The need for reconfigurable antennas and other radio frequency (RF) structures is great. In an era of crowded frequency bands, diverse requirements for multi-frequency communication, etc., antenna structures able to perform in one or more bands or with switchable directionability characteristics are of great interest. One solution to the problem is the use of reconfigurable antennas or other structures (e.g., reflective structures). Generally speaking, these are antennas or associated resonant structures which may have their frequency and/or their directional characteristics altered so as to perform in one or more frequency bands and/or with one or more directionability patterns.

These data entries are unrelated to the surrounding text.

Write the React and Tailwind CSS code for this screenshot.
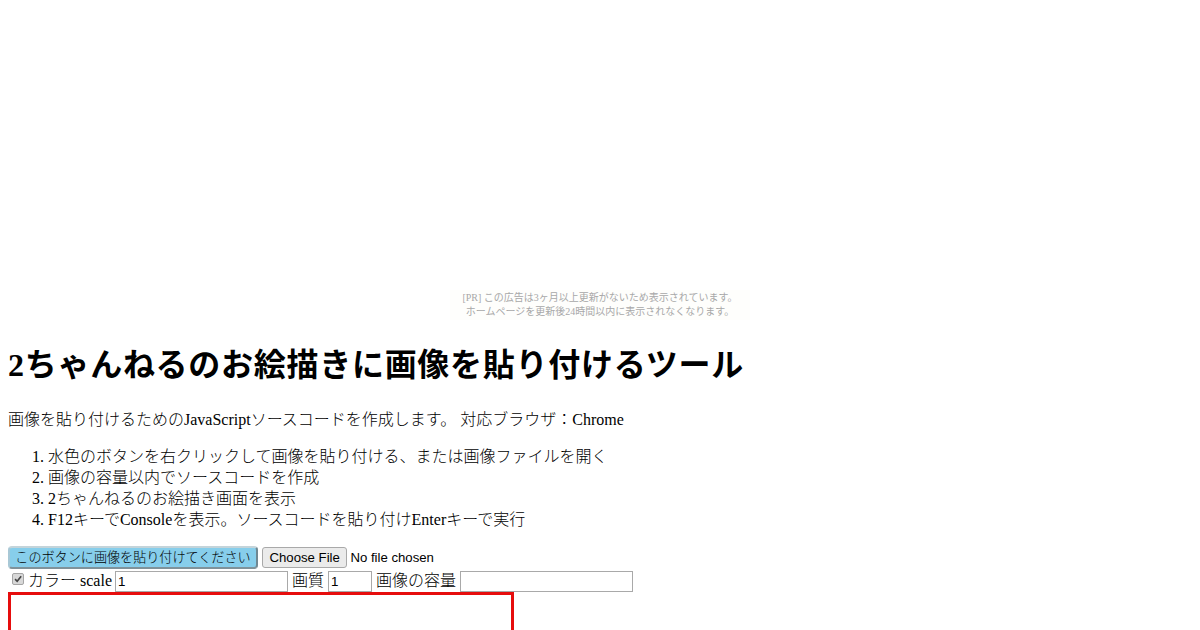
import React from "react"

const serif = "font-['Liberation_Serif','Noto_Sans_CJK_JP',serif]"
const steps = [
  "水色のボタンを右クリックして画像を貼り付ける、または画像ファイルを開く",
  "画像の容量以内でソースコードを作成",
  "2ちゃんねるのお絵描き画面を表示",
  "F12キーでConsoleを表示。ソースコードを貼り付けEnterキーで実行",
]

const Field = ({ className, value }) => (
  <input
    readOnly
    defaultValue={value}
    className={`h-[21px] border border-[#a9a9a9] bg-white px-[2px] font-['Liberation_Sans','Noto_Sans_CJK_JP',sans-serif] text-[13.33px] text-black ${className}`}
  />
)

const App = () => {
  return (
    <div className={`h-[630px] w-[1200px] overflow-hidden bg-white font-light text-black ${serif}`}>
      {/* Ad slot */}
      <div className="flex h-[320px] flex-col items-center justify-end">
        <div className="h-[30px] w-[300px] bg-[#fefefc] pt-[1px] text-center text-[10px] leading-[14px] font-normal text-[#a8a8a8]">
          <p>[PR] この広告は3ヶ月以上更新がないため表示されています。</p>
          <p>ホームページを更新後24時間以内に表示されなくなります。</p>
        </div>
      </div>

      <div className="px-2">
        <h1 className="mt-[27px] text-[32px] leading-[37px] font-bold tracking-[0.72px]">2ちゃんねるのお絵描きに画像を貼り付けるツール</h1>
        <p className="mt-[25px] text-base leading-[21px]">画像を貼り付けるためのJavaScriptソースコードを作成します。 対応ブラウザ：Chrome</p>

        <ol className="mt-[16px] list-decimal pl-10 text-base leading-[21px]">
          {steps.map((step) => (
            <li key={step}>{step}</li>
          ))}
        </ol>

        {/* Paste button and file picker */}
        <div className="mt-[16px] flex h-[23px] items-center font-['Liberation_Sans','Noto_Sans_CJK_JP',sans-serif] text-[13.2px]">
          <button className="h-[23px] w-[250px] rounded-[4px] border-2 border-t-[#c4d4da] border-r-[#6f8791] border-b-[#7f929a] border-l-[#a8c8d6] bg-[#87ceeb] text-center text-[13.1px] text-black">
            このボタンに画像を貼り付けてください
          </button>
          <input
            type="file"
            className="ml-1 w-[253px] text-[13.2px] file:mr-[3px] file:h-[21px] file:rounded-[3px] file:border file:border-[#a9a9a9] file:bg-[#ebebeb] file:px-[6.5px] file:text-[13.2px] file:text-black"
          />
        </div>

        {/* Options */}
        <div className="flex h-[23px] items-end text-base">
          <span className="mr-1 mb-[7px] ml-1 flex h-3 w-3 items-center justify-center rounded-[2px] border border-[#a5a5a5] bg-[#d8d8d8]">
            <svg viewBox="0 0 12 12" className="h-[10px] w-[10px]">
              <path d="M2.5 6.2 5 8.7 9.8 2.8" fill="none" stroke="#444" strokeWidth="2" />
            </svg>
          </span>
          <span className="self-center">カラー scale</span>
          <Field value="1" className="ml-[3px] w-[173px]" />
          <span className="ml-1 self-center">画質</span>
          <Field value="1" className="ml-1 w-[44px]" />
          <span className="ml-1 self-center">画像の容量</span>
          <Field value="" className="ml-1 w-[173px]" />
        </div>

        {/* Canvas preview */}
        <div className="h-[300px] w-[506px] border-[3px] border-[#e60d0d]" />
      </div>
    </div>
  )
}

export default App
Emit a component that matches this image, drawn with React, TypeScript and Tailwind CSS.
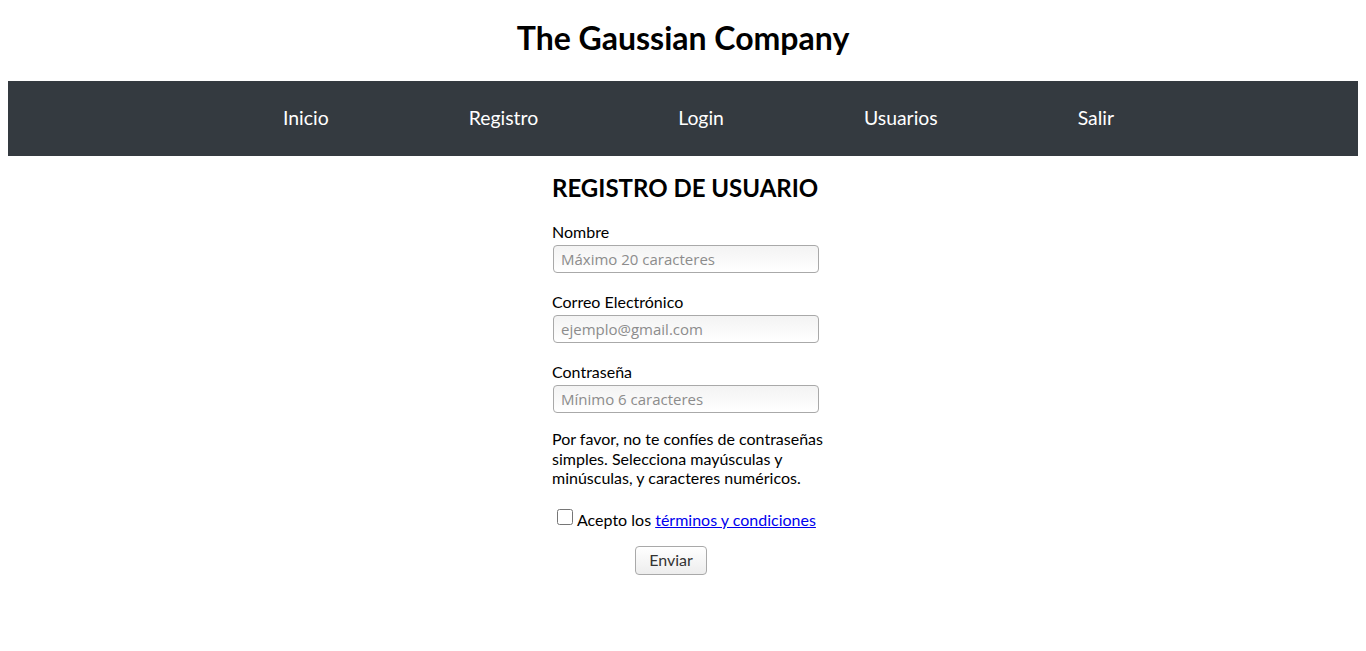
import React, { useState } from 'react';

const links = ['Inicio', 'Registro', 'Login', 'Usuarios', 'Salir'];

const Field: React.FC<{ label: string; type: string; placeholder: string }> = ({ label, type, placeholder }) => (
  <div className="mb-[19px]">
    <label className="block text-[16px] leading-[19px] text-black">{label}</label>
    <input
      type={type}
      placeholder={placeholder}
      className="mt-[4px] ml-px block h-[28px] w-[266px] rounded-[4px] border border-[#a9a9a9] bg-gradient-to-b from-[#f3f3f3] to-white px-[7px] text-[15px] text-black placeholder:text-[#8c8c8c] outline-none"
      style={{ fontFamily: '"Open Sans", sans-serif' }}
    />
  </div>
);

const App: React.FC = () => {
  const [acepto, setAcepto] = useState(false);

  return (
    <div className="min-h-[651px] bg-white p-2 font-['Lato',sans-serif] text-black">
      <h1 className="pt-[11px] pb-[24px] text-center text-[32px] font-bold leading-[38px]">The Gaussian Company</h1>

      <nav className="flex h-[75px] items-center justify-center gap-[140px] bg-[#343a40] pb-[2px] pl-[31px]">
        {links.map(link => (
          <a key={link} href="#" className="text-[19.4px] text-white">
            {link}
          </a>
        ))}
      </nav>

      <div className="mx-auto w-[290px] pl-[14px]">
        <h2 className="mt-[17px] mb-[19px] text-[24px] font-bold leading-[30px]">REGISTRO DE USUARIO</h2>
        <form onSubmit={e => e.preventDefault()}>
          <Field label="Nombre" type="text" placeholder="Máximo 20 caracteres" />
          <Field label="Correo Electrónico" type="email" placeholder="ejemplo@gmail.com" />
          <Field label="Contraseña" type="password" placeholder="Mínimo 6 caracteres" />

          <p className="-mt-[3px] text-[16px] leading-[19.5px]">
            Por favor, no te confíes de contraseñas simples. Selecciona mayúsculas y minúsculas, y caracteres numéricos.
          </p>

          <div className="mt-[22px] flex items-center pl-[5px] text-[16px] leading-[19px]">
            <input
              type="checkbox"
              checked={acepto}
              onChange={e => setAcepto(e.target.checked)}
              className="mr-[4px] h-[16px] w-[16px] -translate-y-[2px]"
            />
            <span>
              Acepto los{' '}
              <a href="#" className="text-[#0000ee] underline">términos y condiciones</a>
            </span>
          </div>

          <div className="mt-[17px] pl-[83px]">
            <button
              type="submit"
              className="h-[29px] w-[72px] rounded-[4px] border border-[#a9a9a9] bg-gradient-to-b from-white to-[#ededed] text-[16px] text-[#333]"
            >
              Enviar
            </button>
          </div>
        </form>
      </div>
    </div>
  );
};

export default App;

Switched antenna elements have been used for some time, portions of the structures being connected and disconnected by a switch. PIN diodes and GaAs Field Effect Transistors (FETs) have been used to perform these switching operations. The devices typically require a bias current, making their use cumbersome. The advent of microelectromechanical systems (MEMS) has allowed the creation of ultra-small switches. The introduction of MEMS switches has created new possibilities in the RF communications field. For example, multiple ground planes behind a single radiating element may be switched in or out of the circuit using an array of MEMS switches. The MEMS switches can be constructed as bi-stable devices and are switched by the application of an electrical voltage to an input terminal. Of course, any DC voltage source may be used to activate the MEMS switches.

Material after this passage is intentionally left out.